According to humorist Al Boliska, Jim Corbett once took his father to Brodie's saloon. The elder Corbett extended his hand and said, "I've always wanted to meet the man who jumped over the Brooklyn Bridge."
"He didn't jump over the bridge, Father," Jim said. "He jumped off it."
"Shucks," said the older man, turning to go. "I thought he jumped over it. Any damn fool can jump off it."[citation needed]
[edit] References to Brodie in later generations
In 1933, Brodie was portrayed by George Raft in Raoul Walsh's film The Bowery. He also appears as a character in the June 4, 1949 Bugs Bunny cartoon Bowery Bugs, which was directed by Arthur "Art" Davis and which presents a fictionalized account of why he wished to jump from the bridge in the first place. Brodie was portrayed as a cigar-chomping, gambling-loving, hard-drinking, thieving lout. (His name was misspelled "Brody" in the cartoon.)
In Samuel Fuller's 1952 paean to the fourth-estate, Park Row, the character Steve Brodie is prepped to make the leap, and then becomes the primary focus for the first edition of The Globe newspaper.
Years later, an actor used the Brooklyn man's name for his movie stage name; see Steve Brodie (actor).

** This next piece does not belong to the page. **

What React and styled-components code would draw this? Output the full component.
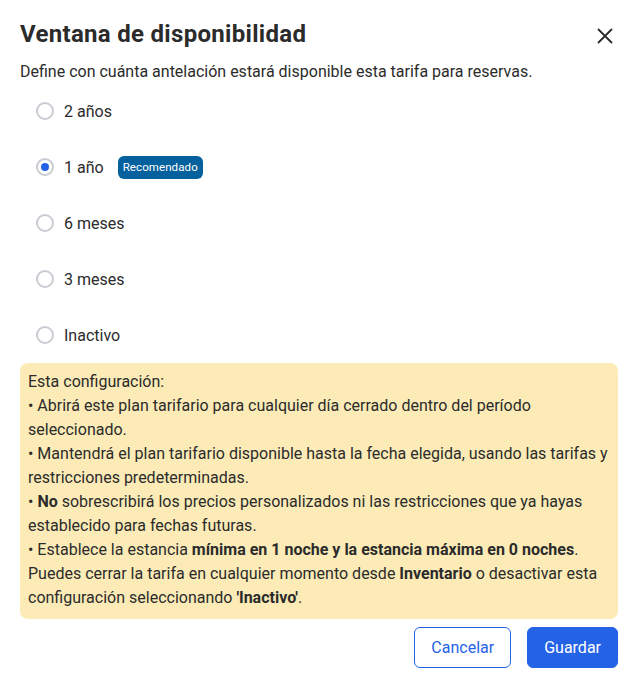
import React, { useState } from 'react'
import styled, { createGlobalStyle } from 'styled-components'

const GlobalStyle = createGlobalStyle`
  body {
    margin: 0;
    background: #fff;
    font-family: Roboto, "Liberation Sans", sans-serif;
    color: #2b2b2b;
  }
`

const Dialog = styled.div`
  width: 640px;
  box-sizing: border-box;
  padding: 20px 22px 23px 20px;
`

const Header = styled.div`
  display: flex;
  justify-content: space-between;
  align-items: center;
  height: 28px;
`

const Title = styled.h2`
  margin: 0;
  font-size: 24px;
  line-height: 28px;
  font-weight: 700;
  letter-spacing: 0.3px;
  color: #2b2b2b;
`

const CloseButton = styled.button`
  border: 0;
  background: none;
  padding: 0;
  width: 24px;
  height: 24px;
  display: flex;
  align-items: center;
  justify-content: center;
  margin-right: 1px;
  margin-top: 4px;
  cursor: pointer;
`

const Subtitle = styled.p`
  margin: 13px 0 0;
  font-size: 16px;
  line-height: 22px;
  color: #2b2b2b;
`

const Options = styled.div`
  display: flex;
  flex-direction: column;
`

const Option = styled.label`
  display: flex;
  align-items: center;
  height: 56px;
  padding-left: 16px;
  font-size: 16px;
  color: #2b2b2b;
  cursor: pointer;
`

const Radio = styled.span`
  width: 18px;
  height: 18px;
  box-sizing: border-box;
  border-radius: 50%;
  border: 2px solid #c9ccd1;
  display: flex;
  align-items: center;
  justify-content: center;
  margin-right: 10px;
  flex-shrink: 0;

  &::after {
    content: '';
    width: 8px;
    height: 8px;
    border-radius: 50%;
    background: ${({ $checked }) => ($checked ? '#2563e6' : 'transparent')};
  }
`

const Badge = styled.span`
  margin-left: 14px;
  background: #05609e;
  color: #fff;
  font-size: 11.5px;
  line-height: 23px;
  padding: 0 5px;
  border-radius: 6px;
  letter-spacing: 0.1px;
`

const Notice = styled.div`
  background: #fcebb7;
  border-radius: 8px;
  padding: 7px 8px 9px;
  font-size: 16px;
  line-height: 24px;
  color: #2b2b2b;

  b {
    font-weight: 700;
  }
`

const Line = styled.div``

const Actions = styled.div`
  display: flex;
  justify-content: flex-end;
  gap: 16px;
  margin-top: 8px;
`

const Button = styled.button`
  height: 41px;
  box-sizing: border-box;
  border-radius: 6px;
  font-family: inherit;
  font-size: 16px;
  padding: 0 16px;
  cursor: pointer;
  border: 1px solid #2563e6;
  background: ${({ $primary }) => ($primary ? '#2563e6' : '#fff')};
  color: ${({ $primary }) => ($primary ? '#fff' : '#2563e6')};
`

const options = [
  { id: '2y', label: '2 años' },
  { id: '1y', label: '1 año', badge: 'Recomendado' },
  { id: '6m', label: '6 meses' },
  { id: '3m', label: '3 meses' },
  { id: 'off', label: 'Inactivo' },
]

export default function App() {
  const [value, setValue] = useState('1y')

  return (
    <>
      <GlobalStyle />
      <Dialog>
        <Header>
          <Title>Ventana de disponibilidad</Title>
          <CloseButton aria-label="Cerrar">
            <svg width="16" height="16" viewBox="0 0 16 16" fill="none">
              <path d="M1.5 1.5l13 13M14.5 1.5l-13 13" stroke="#2b2b2b" strokeWidth="1.8" strokeLinecap="round" />
            </svg>
          </CloseButton>
        </Header>
        <Subtitle>Define con cuánta antelación estará disponible esta tarifa para reservas.</Subtitle>
        <Options>
          {options.map((o) => (
            <Option key={o.id} onClick={() => setValue(o.id)}>
              <Radio $checked={value === o.id} />
              {o.label}
              {o.badge && <Badge>{o.badge}</Badge>}
            </Option>
          ))}
        </Options>
        <Notice>
          <Line>Esta configuración:</Line>
          <Line>• Abrirá este plan tarifario para cualquier día cerrado dentro del período seleccionado.</Line>
          <Line>• Mantendrá el plan tarifario disponible hasta la fecha elegida, usando las tarifas y restricciones predeterminadas.</Line>
          <Line>• <b>No</b> sobrescribirá los precios personalizados ni las restricciones que ya hayas establecido para fechas futuras.</Line>
          <Line>• Establece la estancia <b>mínima en 1 noche y la estancia máxima en 0 noches</b>.</Line>
          <Line>Puedes cerrar la tarifa en cualquier momento desde <b>Inventario</b> o desactivar esta configuración seleccionando <b>'Inactivo'</b>.</Line>
        </Notice>
        <Actions>
          <Button>Cancelar</Button>
          <Button $primary>Guardar</Button>
        </Actions>
      </Dialog>
    </>
  )
}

"Doing a Brodie" is referred to in David Foster Wallace's A Supposedly Fun Thing I'll Never Do Again essay, as well as in a question needing to be answered by Mr. Walsh's AP Language and Composition class.
The "spinning knobs" once commonly bolted to the steering wheels of farm implements and trucks prior to the advent of power steering were referred to as "suicide knobs," and, by association, "Brodie knobs," as their misuse could lead to loss of control of the vehicle.